By all of this, he means the four losses to Derek Brunson, Yoel Romero, Luke Rockhold and Chris Weidman in his last five fights, as well as the hysteria they’ve generated.

A fighter develops confidence from success, both on game night and in practice, by repeatedly coming out on top even in adverse situations.

That confidence, that belief that you can overcome all obstacles, is hard to break once it hits a certain point. And that is where Machida is even though he’s an under-.500 fighter in this decade.

“I’ve committed some mistakes technically and they have cost me,” he said. “Those things happened and I have to accept that, but I still believe I have a lot of things to do in this sport. I feel like I’m still young and I’m still able to overcome what has happened and be the fighter everyone thought I once was.”

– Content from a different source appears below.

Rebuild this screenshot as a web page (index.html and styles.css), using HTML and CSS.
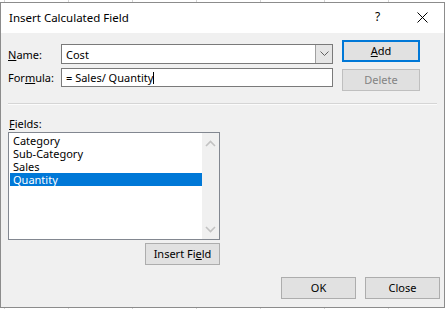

Anders is undefeated, though not nearly as highly regarded at this point as the men Machida has been facing. Still, he’s hungry and probably sees Machida as a steppingstone toward bigger and better things.

So, in a way, both men are fighting for the same reason. Machida calls Anders a “well-rounded fighter” and a hard hitter, but says, “he has nothing special, no ability you would call special, but he’s a dangerous guy because he hits hard and has a lot of confidence.”

Machida has a lot on his plate dealing with Anders, a still-developing fighter who is physically gifted and supremely confident.

He will also have to do it without a lot of cage time. He fought Romero on June 27, 2015. The only time he’s had in the cage since – come fight night, it will be two years, seven months and seven days – was the 150 seconds he was in against Brunson on Oct. 28.

It’s not a lot of time, but Machida, perhaps predictably, feels it’s simply an obstacle to overcome.

“I don’t believe in ring rust, and unfortunately, I haven’t had a chance to showcase my ability as much recently,” he said. “I am sure it won’t affect my performance because I believe in what I have done. In these eight weeks [of training camp], I have done things the right way and put in the work. I believe you will see the result of that on [Saturday].”